French Households Continue to Struggle
by Robert Brusca  January 7, 2014

The INSEE French household indicator rose to 85 in December from 84 in November. The reading is the same as its three-month average, its six-month average and only one point above its 12-month average. Consumer confidence in France is stagnant and it is stagnant at a low level.

At the far right of the table, we get an assessment of the standing of the household indicator. Its percentile standing is 10%. That means the indicator is in the lower 10% of its range and has been stronger than this about 90% of the time. Clearly that is a very poor assessment by French households.

Assessed living-standards over the last 12 months remain steady at -74 in December, the same as November. November had produced a sharp drop from its October reading.

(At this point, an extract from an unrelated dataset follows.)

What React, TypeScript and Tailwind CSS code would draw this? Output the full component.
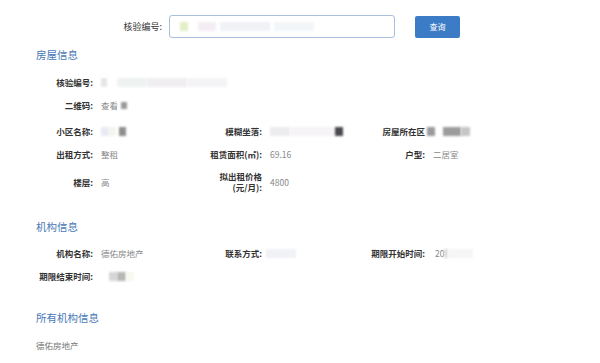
import React from 'react';

const font = { fontFamily: '"Noto Sans CJK SC", "Noto Sans", sans-serif' };

// Blurred placeholder block for masked values.
const Blur = ({ w, c, className = '' }: { w: number; c: string; className?: string }) => (
	<span
		className={`inline-block h-[9px] blur-[1px] ${className}`}
		style={{ width: w, background: c }}
	/>
);

const Label = ({ children, w = 93 }: { children: React.ReactNode; w?: number }) => (
	<div className="shrink-0 text-right text-[8.5px] font-bold leading-[11px] text-[#333]" style={{ width: w }}>
		{children}
	</div>
);

const Value = ({ children }: { children: React.ReactNode }) => (
	<div className="ml-[8px] flex items-center gap-0 text-[8.5px] text-[#888]">{children}</div>
);

const Cell = ({ label, children, w }: { label: React.ReactNode; children?: React.ReactNode; w?: number }) => (
	<div className="flex items-center">
		<Label w={w}>{label}</Label>
		<Value>{children}</Value>
	</div>
);

const SectionTitle = ({ children, className = '' }: { children: React.ReactNode; className?: string }) => (
	<div className={`pl-[36px] text-[10.5px] leading-[14px] text-[#4a78b5] ${className}`}>{children}</div>
);

export default function App() {
	return (
		<div className="h-[363px] w-[600px] overflow-hidden bg-white" style={font}>
			{/* Search bar. */}
			<div className="flex h-[38px] items-end pb-0">
				<div className="flex w-full items-center pt-[15px]">
					<div className="w-[162px] text-right text-[9px] text-[#333]">核验编号:</div>
					<div className="ml-[7px] flex h-[23px] w-[226px] items-center rounded-[3px] border border-[#a9bfdc] pl-[10px]">
						<Blur w={8} c="#e4efc8" />
						<Blur w={18} c="#f4eef4" className="ml-[10px]" />
						<Blur w={50} c="#f0f2f6" className="ml-[4px]" />
						<Blur w={40} c="#f3f6f8" className="ml-[4px]" />
					</div>
					<button className="ml-[20px] h-[22px] w-[45px] rounded-[2px] bg-[#3c7cc6] text-[8px] text-white">查询</button>
				</div>
			</div>

			<SectionTitle className="mt-[10px]">房屋信息</SectionTitle>

			<div className="mt-[9px]">
				<div className="flex h-[22px] items-center">
					<Cell label="核验编号:">
						<Blur w={6} c="#e6e6e6" />
						<Blur w={30} c="#eef3f2" className="ml-[10px]" />
						<Blur w={40} c="#f1eef1" />
						<Blur w={40} c="#f4f4f6" />
					</Cell>
				</div>
				<div className="flex h-[25px] items-center">
					<Cell label="二维码:">
						<span>查看</span>
						<Blur w={6} c="#9a9a9a" className="ml-[3px] !h-[7px]" />
					</Cell>
				</div>
				<div className="grid h-[27px] grid-cols-[170px_162px_1fr] items-center">
					<Cell label="小区名称:">
						<Blur w={8} c="#e8eaf2" />
						<Blur w={7} c="#f4f4ee" />
						<Blur w={7} c="#8f8f8f" className="ml-[3px]" />
					</Cell>
					<Cell label="模糊坐落:" w={92}>
						<Blur w={20} c="#ececee" />
						<Blur w={45} c="#f6f4f6" />
						<Blur w={8} c="#4a4a4e" />
					</Cell>
					<Cell label="房屋所在区" w={93}>
						<Blur w={8} c="#9a9a9a" className="-ml-[6px] mr-[8px]" />
						<Blur w={18} c="#9c9c9c" />
						<Blur w={9} c="#c6c6c6" />
					</Cell>
				</div>
				<div className="grid h-[18px] grid-cols-[170px_162px_1fr] items-center">
					<Cell label="出租方式:">整租</Cell>
					<Cell label="租赁面积(㎡):" w={92}>69.16</Cell>
					<Cell label="户型:" w={93}>二居室</Cell>
				</div>
				<div className="mt-[5px] grid h-[28px] grid-cols-[170px_162px_1fr] items-center">
					<Cell label="楼层:">高</Cell>
					<Cell
						label={
							<>
								<div>拟出租价格</div>
								<div>(元/月):</div>
							</>
						}
						w={92}
					>
						4800
					</Cell>
				</div>
			</div>

			<SectionTitle className="mt-[24px]">机构信息</SectionTitle>

			<div className="mt-[8px]">
				<div className="grid h-[22px] grid-cols-[170px_162px_1fr] items-center">
					<Cell label="机构名称:">德佑房地产</Cell>
					<Cell label="联系方式:" w={92}>
						<Blur w={30} c="#f0f2f6" className="-ml-[4px]" />
					</Cell>
					<Cell label="期限开始时间:" w={93}>
						<span className="ml-[2px]">20</span>
						<Blur w={4} c="#dcdcdc" />
						<Blur w={25} c="#f6f6f6" />
					</Cell>
				</div>
				<div className="flex h-[24px] items-center">
					<Cell label="期限结束时间:">
						<Blur w={8} c="#d6d6d6" className="ml-[8px]" />
						<Blur w={9} c="#b8b8b8" />
						<Blur w={8} c="#f8f8f0" />
					</Cell>
				</div>
			</div>

			<SectionTitle className="mt-[23px]">所有机构信息</SectionTitle>

			<div className="mt-[14px] pl-[36px] text-[8.5px] text-[#777]">德佑房地产</div>
		</div>
	);
}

However, the living-standard assessment is about the same as it has been over the last three, six, and 12 months. The assessment for the next 12 months improved from -53 in November to -49 in December; that level represents slight ongoing improvements from the 12-month reading at -56. Still, all of these are very weak assessments. The level of the past 12-month response is at an 8% standing. The assessment for the next 12 months, which represents an improvement month-to-month, is still only a bottom 13% standing. French consumers and households are wary of the future even though they expect some slight improvement. One reason for this is that unemployment expectations remain high. Still, there is an improvement in these expectations because the index was at 64 over 12 months and at 53 over 6 months and at 50 over 3 months. It has improved sharply from November's level to a level of 48 in December. However, this is still a 62nd percentile standing for the indicator which means it is above the midpoint of its queue (which resides at 50). Still, it is not a draconian reading; it is just a negative reading.

As for prices the month-to-month assessment is unchanged at -5 at the 58th percentile standing for the past 12 months. Inflation, looking ahead to the next 12 months, is seen as rising to -13 from a level of -18 in November. Its December level is an 87th percentile standing. Inflation expectations over the next 12 months are heightened.

The standing for the response on whether it is favorable to save or not, rose slightly in December compared to November. The November value had halved its level in October. The figure for December at +17 compares to an average of 22 over three months, 25 over 6 months and 29 over 12 months. There has been slow, but clear, erosion in this response over time. The current percentile standing is in the 37th percentile overall; it is not very favorable to save. The ability to save over the next 12 months has been fairly steady over 3, 6, and 12 months and is only slightly weaker in December than those readings. December's reading of -5 is an 81st percentile standing which implies that the expected ability to save is relatively good.

On balance, French consumers and households are not in a very favorable mood. This response fits into the readings we have seen over the past several days updating the French metrics by the purchasing managers on their manufacturing and service sectors. France continues to be the most lagging economy of the large European Monetary Union members. The household indicator is only up-to-date through December, so we can't conclude that much has changed for the consumers or that the outlook has shifted in any way. But the readings on the current assessment as well as for the outlook by the consumer simply seem to put a rubber stamp on the weak readings we have seen from the manufacturing and services sectors. All in all, they indicate a poor environment for policymaking in France.